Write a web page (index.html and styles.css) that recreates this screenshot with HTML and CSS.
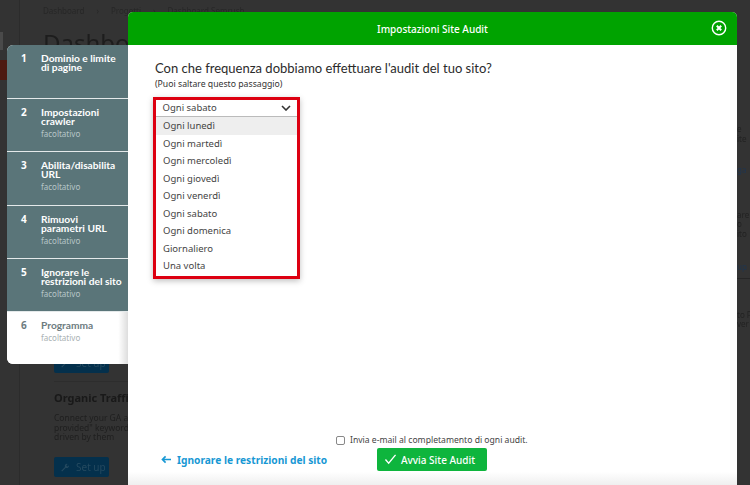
FILE: index.html
```html
<!DOCTYPE html>
<html lang="it">
<head>
<meta charset="utf-8">
<title>Impostazioni Site Audit</title>
<link rel="stylesheet" href="styles.css">
</head>
<body>
<div class="page">
  <aside class="rail"><div class="rail-input"></div><div class="rail-active"></div></aside>
  <main class="backdrop-main">
    <nav class="crumbs"><span>Dashboard</span><span class="sep">›</span><span>Progetti</span><span class="sep">›</span><span>Dashboard Semrush</span></nav>
    <h1 class="page-title">Dashboard</h1>
    <div class="bg-btn first-btn"><svg class="wrench" viewBox="0 0 12 12"><path d="M1.500 10.500 6 6a2.600 2.600 0 0 1 3.200-3.600L7.600 4l.6 1 1 .5L10.700 4A2.600 2.600 0 0 1 7 7L2.500 11.500z"/></svg>Set up</div>
    <div class="bg-rule"></div>
    <h2 class="bg-heading">Organic Traffic</h2>
    <p class="bg-text">Connect your GA and<br>provided" keywords<br>driven by them</p>
    <div class="bg-btn"><svg class="wrench" viewBox="0 0 12 12"><path d="M1.500 10.500 6 6a2.600 2.600 0 0 1 3.200-3.600L7.600 4l.6 1 1 .5L10.700 4A2.600 2.600 0 0 1 7 7L2.500 11.500z"/></svg>Set up</div>
  </main>
  <div class="bg-right">
    <p class="frag f1">e<br>ite</p>
    <p class="frag link f2">ga</p>
    <p class="frag f3">are<br>o<br>ito</p>
    <p class="frag link f4">up</p>
    <div class="frag-rule"></div>
    <p class="frag f5">to P<br>ver</p>
  </div>
</div>

<ol class="steps">
  <li class="step"><span class="num">1</span><div><b>Dominio e limite di&nbsp;pagine</b></div></li>
  <li class="step"><span class="num">2</span><div><b>Impostazioni crawler</b><small>facoltativo</small></div></li>
  <li class="step"><span class="num">3</span><div><b>Abilita/disabilita URL</b><small>facoltativo</small></div></li>
  <li class="step"><span class="num">4</span><div><b>Rimuovi parametri&nbsp;URL</b><small>facoltativo</small></div></li>
  <li class="step"><span class="num">5</span><div><b>Ignorare le restrizioni del sito</b><small>facoltativo</small></div></li>
  <li class="step current"><span class="num">6</span><div><b>Programma</b><small>facoltativo</small></div></li>
</ol>

<section class="modal">
  <header class="modal-head">
    <span>Impostazioni Site Audit</span>
    <svg class="close" viewBox="0 0 16 16"><circle cx="8" cy="8" r="6.700"/><path d="M5.800 5.800l4.400 4.400M10.200 5.800l-4.400 4.400"/></svg>
  </header>
  <div class="modal-body">
    <h2 class="question">Con che frequenza dobbiamo effettuare l'audit del tuo sito?</h2>
    <p class="hint">(Puoi saltare questo passaggio)</p>
    <div class="frame">
      <div class="select"><span>Ogni sabato</span><svg viewBox="0 0 10 6"><path d="M1 1l4 4 4-4"/></svg></div>
      <ul class="options">
        <li class="hover">Ogni lunedì</li>
        <li>Ogni martedì</li>
        <li>Ogni mercoledì</li>
        <li>Ogni giovedì</li>
        <li>Ogni venerdì</li>
        <li>Ogni sabato</li>
        <li>Ogni domenica</li>
        <li>Giornaliero</li>
        <li>Una volta</li>
      </ul>
    </div>
  </div>
  <footer class="modal-foot">
    <label class="mail"><span class="check"></span>Invia e-mail al completamento di ogni audit.</label>
    <div class="actions">
      <a class="back"><svg viewBox="0 0 12 10"><path d="M11 5H1.500M5 1.500 1.500 5 5 8.500"/></svg>Ignorare le restrizioni del sito</a>
      <button class="start" type="button"><svg viewBox="0 0 14 12"><path d="M1.500 6 5 10l7.500-9"/></svg>Avvia Site Audit</button>
    </div>
  </footer>
</section>
</body>
</html>
```
FILE: styles.css
```css
* { box-sizing: border-box; }
html, body { margin: 0; height: 485px; overflow: hidden; }
body { background: #333; font-family: "Noto Sans", "Open Sans", sans-serif; color: #333; position: relative; }
ol, ul { list-style: none; margin: 0; padding: 0; }
h1, h2, p { margin: 0; }

/* dimmed page behind the dialog */
.page { display: flex; height: 485px; filter: blur(.5px); }
.rail { width: 20px; flex: none; border-right: 1px solid #2c2c2c; padding-top: 32px; }
.rail-input { width: 3px; height: 18px; background: #4a4a4a; }
.rail-active { width: 7px; height: 20px; margin-top: 10px; background: #4d1a12; }
.backdrop-main { width: 108px; flex: none; overflow: visible; white-space: nowrap; padding-left: 23px; color: #222; position: relative; }
.crumbs { display: flex; gap: 12px; height: 20px; align-items: center; font-size: 8px; color: #272727; }
.page-title { font-size: 24px; font-weight: 400; line-height: 34px; margin: 6px 0 2px; color: #1d1d1d; }
.bg-btn { display: flex; align-items: center; gap: 6px; width: 55px; height: 20px; padding-left: 6px; background: #04304c; color: #24495f; font-size: 10px; margin-left: 11px; border-radius: 2px; }
.first-btn { margin-top: 293px; }
.wrench { width: 10px; height: 10px; fill: #24495f; }
.bg-rule { height: 1px; background: #2d2d2d; margin: 8px 0 10px 11px; }
.bg-heading { font-size: 11px; line-height: 12px; font-weight: 700; color: #191919; margin: 0 0 9px 11px; }
.bg-text { font-size: 8.500px; line-height: 9.500px; color: #1f1f1f; margin: 0 0 15px 11px; }
.bg-right { margin-left: auto; width: 13px; overflow: hidden; white-space: nowrap; padding-top: 124px; font-size: 8px; line-height: 9.500px; color: #222; }
.frag { margin: 0; }
.frag.link { color: #1e3550; }
.f2 { margin-top: 22px; }
.f3 { margin-top: 35px; }
.f4 { margin-top: 24px; }
.frag-rule { height: 1px; background: #262626; margin-top: 6px; }
.f5 { margin-top: 31px; }

/* wizard steps */
.steps { position: absolute; left: 7px; top: 45px; width: 121px; height: 319px; border-radius: 6px 0 0 6px; overflow: hidden; background: #fff; display: grid; grid-template-rows: 54px 53px 54px 53px 53px 52px; }
.step { display: flex; background: #5a7579; border-bottom: 1px solid #e4e9ea; padding: 9px 0 0 14px; color: #fff; font-size: 10px; line-height: 9px; }
.step b { display: block; font-family: "Lato", "Noto Sans", sans-serif; font-weight: 700; font-size: 10.200px; }
.step small { display: block; font-size: 8px; line-height: 10px; margin-top: 3px; color: #b7c6c8; }
.num { width: 20px; flex: none; font-weight: 700; }
.current { background: linear-gradient(90deg, #fff 92%, #ddd 100%); border: 0; color: #6d7c7f; }
.current small { color: #a9b1b3; }

/* dialog */
.modal { position: absolute; left: 128px; top: 12px; width: 609px; height: 473px; background: #fff; border-radius: 5px 5px 0 0; display: flex; flex-direction: column; }
.modal-head { flex: none; height: 33px; background: #00a300; border-radius: 5px 5px 0 0; color: #fff; font-size: 10px; font-weight: 500; display: flex; align-items: center; justify-content: center; position: relative; }
.close { position: absolute; right: 10px; top: 8px; width: 16px; height: 16px; fill: none; stroke: #fff; stroke-width: 1.400; }
.close path { stroke-width: 2; }
.modal-body { flex: 1; padding: 14px 0 0 27px; }
.question { font-family: "Lato", "Noto Sans", sans-serif; font-size: 13px; line-height: 18px; font-weight: 400; color: #2b2b2b; }
.hint { font-size: 8.700px; line-height: 11px; margin-top: 2px; color: #333; }
.frame { width: 147px; height: 182px; margin-top: 7px; margin-left: -2px; border: 3px solid #dd0011; box-shadow: 0 2px 6px rgba(0,0,0,.25); font-size: 9.500px; color: #444; }
.select { height: 17px; padding: 0 6px 1px 6.500px; display: flex; align-items: center; justify-content: space-between; border-bottom: 1px solid #bbb; }
.select svg { width: 10px; height: 6px; fill: none; stroke: #333; stroke-width: 1.600; }
.options li { height: 17.500px; line-height: 17.500px; padding-left: 7px; }
.options .hover { background: #eee; }
.modal-foot { flex: none; height: 53px; background: linear-gradient(#fff 75%, #efefef 100%); position: relative; }
.mail { display: flex; align-items: center; gap: 5px; padding-left: 208px; height: 16px; font-size: 8.600px; color: #444; }
.check { width: 9px; height: 9px; border: 1px solid #888; border-radius: 2px; background: #fff; }
.actions { display: flex; align-items: center; padding-left: 33px; height: 23px; }
.back { display: flex; align-items: center; gap: 5px; width: 216px; color: #1798d4; font-weight: 700; font-size: 10.200px; white-space: nowrap; }
.back svg { width: 11px; height: 9px; fill: none; stroke: #1798d4; stroke-width: 1.800; }
.start { width: 110px; height: 23px; border: 0; border-radius: 2px; background: #0eb53d; color: #fff; font: 500 10px "Noto Sans", sans-serif; display: flex; align-items: center; gap: 4px; padding: 0 0 0 7px; }
.start svg { width: 13px; height: 11px; fill: none; stroke: #fff; stroke-width: 1.500; }
```
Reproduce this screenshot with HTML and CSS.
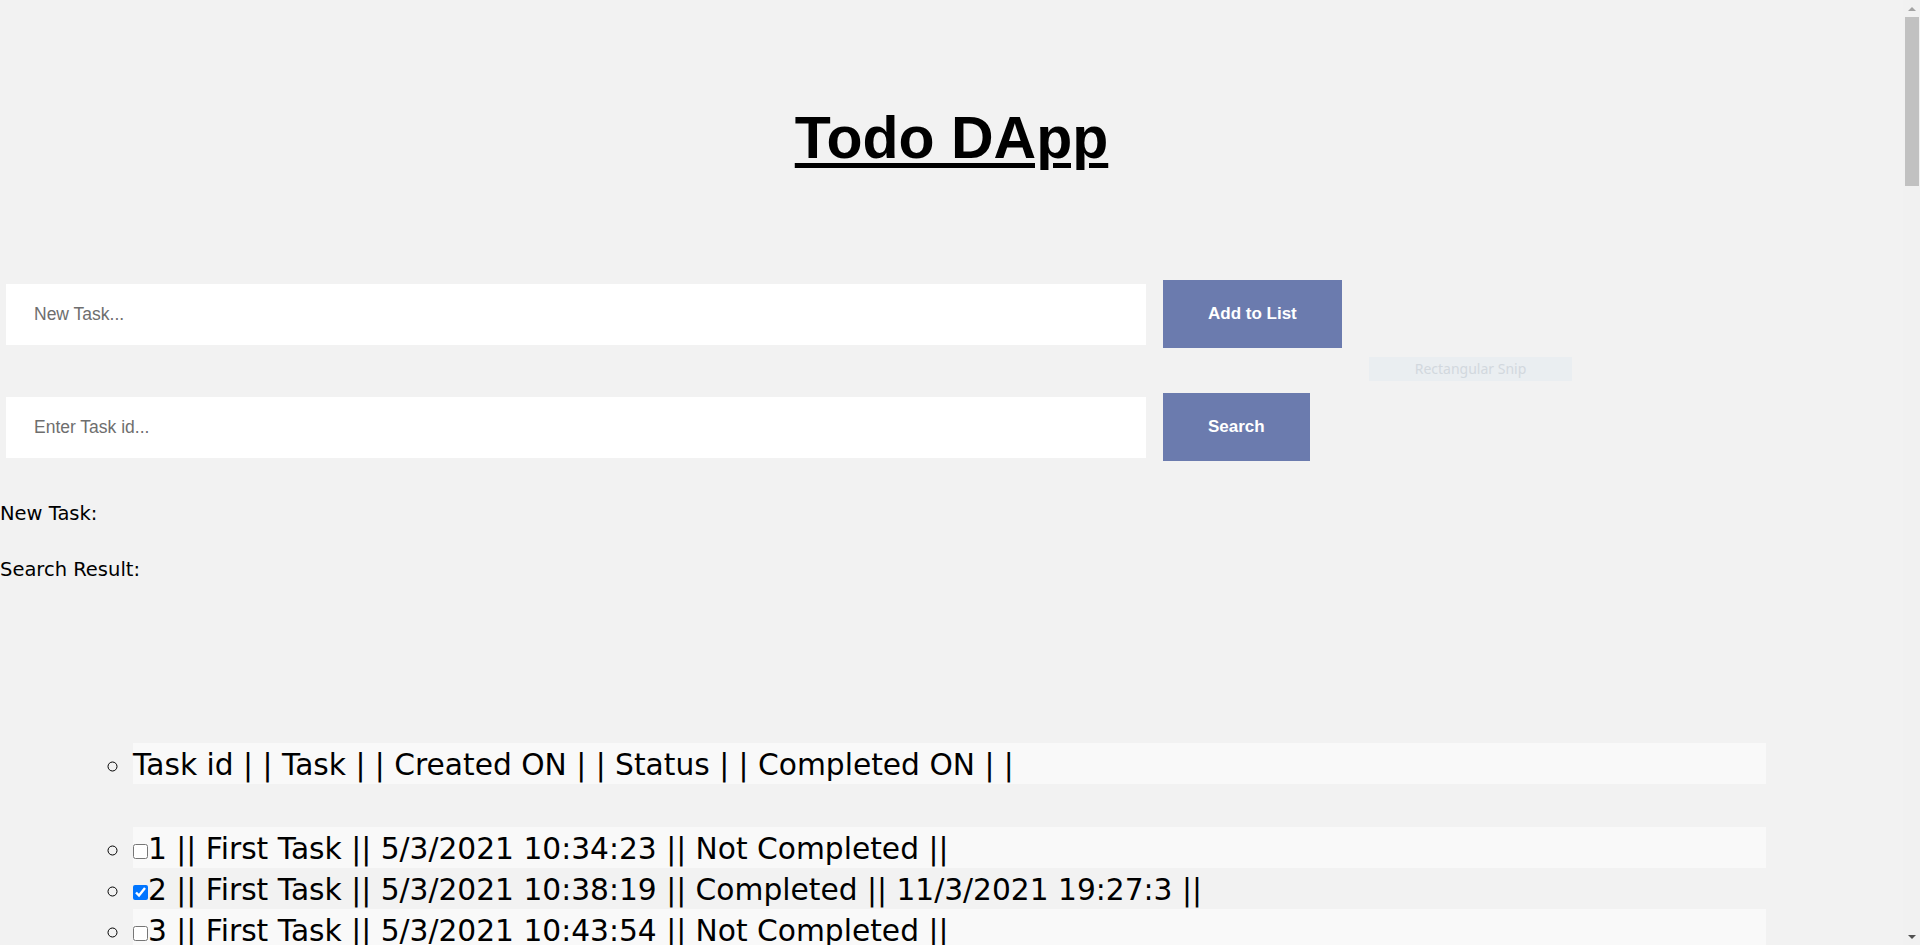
FILE: index.html
```html
<!DOCTYPE html>
<html lang="en">
<head>
<meta charset="utf-8">
<title>Todo DApp</title>
<link rel="stylesheet" href="styles.css">
</head>
<body>
<main class="app">
  <header class="masthead">
    <h1 class="title">Todo DApp</h1>
  </header>

  <section class="forms">
    <form class="form-row">
      <input class="field" type="text" placeholder="New Task...">
      <button class="btn" type="button">Add to List</button>
    </form>
    <form class="form-row">
      <input class="field" type="text" placeholder="Enter Task id...">
      <button class="btn" type="button">Search</button>
    </form>
  </section>

  <section class="status">
    <p class="status-line">New Task:</p>
    <p class="status-line">Search Result:</p>
  </section>

  <section class="tasks">
    <ul class="task-list task-head">
      <li class="task-row">Task id | | Task | | Created ON | | Status | | Completed ON | |</li>
    </ul>
    <ul class="task-list task-body">
      <li class="task-row"><input class="check" type="checkbox">1 || First Task || 5/3/2021 10:34:23 || Not Completed ||</li>
      <li class="task-row"><input class="check" type="checkbox" checked>2 || First Task || 5/3/2021 10:38:19 || Completed || 11/3/2021 19:27:3 ||</li>
      <li class="task-row"><input class="check" type="checkbox">3 || First Task || 5/3/2021 10:43:54 || Not Completed ||</li>
    </ul>
  </section>

  <div class="snip">Rectangular Snip</div>
</main>

<div class="scrollbar" aria-hidden="true">
  <div class="sb-arrow sb-up"></div>
  <div class="sb-track"><div class="sb-thumb"></div></div>
  <div class="sb-arrow sb-down"></div>
</div>
</body>
</html>
```
FILE: styles.css
```css
html, body {
  margin: 0;
  padding: 0;
}

body {
  background: #f2f2f2;
  color: #000;
  font-family: "DejaVu Sans", sans-serif;
}

.app {
  position: relative;
  width: calc(100% - 17px);
  min-height: 5094px;
}

/* fake classic scrollbar, drawn over the right edge */
.scrollbar {
  position: fixed;
  top: 0;
  right: 0;
  bottom: 0;
  width: 17px;
  background: #f1f1f1;
  display: flex;
  flex-direction: column;
}
.sb-arrow {
  height: 17px;
  display: flex;
  align-items: center;
  justify-content: center;
}
.sb-up::before {
  content: "";
  border-left: 4px solid transparent;
  border-right: 4px solid transparent;
  border-bottom: 4px solid #a3a3a3;
}
.sb-down::before {
  content: "";
  border-left: 4px solid transparent;
  border-right: 4px solid transparent;
  border-top: 4px solid #505050;
}
.sb-track {
  flex: 1;
  padding: 0 1px 0 2px;
}
.sb-thumb {
  height: 169px;
  background: #c1c1c1;
}

.masthead {
  padding-top: 104px;
  text-align: center;
}

.title {
  margin: 0;
  font-family: "Liberation Sans", Arial, sans-serif;
  font-weight: bold;
  font-size: 59px;
  line-height: 68px;
  text-decoration: underline;
  text-decoration-thickness: 5px;
  text-underline-offset: 5px;
}

.forms {
  display: flex;
  flex-direction: column;
  gap: 45px;
  margin-top: 108px;
  padding-left: 6px;
}

.form-row {
  display: flex;
  align-items: center;
  gap: 17px;
  margin: 0;
}

.field {
  box-sizing: border-box;
  width: 1140px;
  height: 61px;
  border: none;
  outline: none;
  background: #fff;
  padding: 0 28px;
  font-family: "Liberation Sans", Arial, sans-serif;
  font-size: 17.5px;
  color: #333;
}
.field::placeholder {
  color: #6e6e6e;
}

.btn {
  height: 68px;
  padding: 0 45px;
  border: none;
  background: #6b7bae;
  color: #fff;
  font-family: "Liberation Sans", Arial, sans-serif;
  font-weight: bold;
  font-size: 17px;
  cursor: pointer;
}

.status {
  margin-top: 40px;
}

.status-line {
  margin: 0;
  font-size: 19.5px;
  line-height: 25px;
}
.status-line + .status-line {
  margin-top: 31px;
}

.tasks {
  margin-top: 161px;
}

.task-list {
  margin: 0;
  padding: 0 137px 0 133px;
  list-style: circle;
}
.task-body {
  margin-top: 43px;
}

.task-row {
  font-size: 29.7px;
  line-height: 38px;
  padding-top: 3px;
  white-space: nowrap;
}
.task-head .task-row,
.task-body .task-row:nth-child(odd) {
  background: #f9f9f9;
}

.check {
  width: 15px;
  height: 15px;
  margin: 0;
}

.snip {
  position: absolute;
  left: 1369px;
  top: 357px;
  width: 203px;
  height: 24px;
  background: #eaeef1;
  color: #d2d8de;
  font-family: "Noto Sans", sans-serif;
  font-size: 14px;
  line-height: 24px;
  text-align: center;
}
```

▶ **YOUR INSTRUCTIONS**
Where a line of the records above holds the word "screenshot", copy that line.

▶ **COMPLETE ANSWER**
Write a web page (index.html and styles.css) that recreates this screenshot with HTML and CSS.
Reproduce this screenshot with HTML and CSS.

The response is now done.